Scaling Up
Gavin McWhirter
Leading teams of business specialists to provide help, advice and support to owners of independent businesses across Southern England
The term “scale-up” is used here to refer to companies that have high growth potential. I tried to promote the methodology outlined in the first Scale Up Report when I was with Enterprise Ireland (that didn't work out... on multiple fronts!). Now I am involved in running a Scale Up project in East Sussex, and thought it might be helpful to look back at the research they did that has now spawned a host of Scale Up projects across the UK.
If you want to read the full details, learn more about the research, and see dozens of case studies of companies that have successfully scaled up their businesses, take a look at the work of The Scale-Up Institute.
I have written before about all the love and attention that's been given to start-up businesses over the last decade and as a result, hundreds of thousands of new businesses start-up each year in the UK. But we also know that most of them fail to survive. What the scale up model looks to do it provide support for those businesses that have a successful trading history of several years, and have already grown enough that they have taken on a handful of staff full time.
The companies that have gone through those initial growth challenges will face a new range of issue. Moving from being a company where everyone knows everyone, to one with a complex array of business functions across multiple locations is hard. A growing business has to fight off new competitors as well as the old ones, manage the growing team, keep suppliers competitive, motivate distributors, resellers and sales people, and a host of other things that emerge as the business grows.

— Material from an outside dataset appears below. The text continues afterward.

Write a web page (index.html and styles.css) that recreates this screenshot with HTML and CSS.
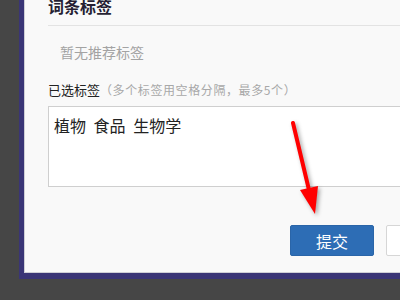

Having good processes in place is key, so as you ramp up and push more activity through each part of the business, you can efficiently maintain control of the quality of the outputs.
No one can provide the answers on a plate, because it always requires hard work and dedication, but understanding the core challenges more clearly, the easier it is to build a plan to overcome them.
And that is what the programme in East Sussex is all about - working with companies that have proven that their business model works, identifying the challenge facing the business to enable to them to scale their growth to the next level, and then building a plan to achieve just that.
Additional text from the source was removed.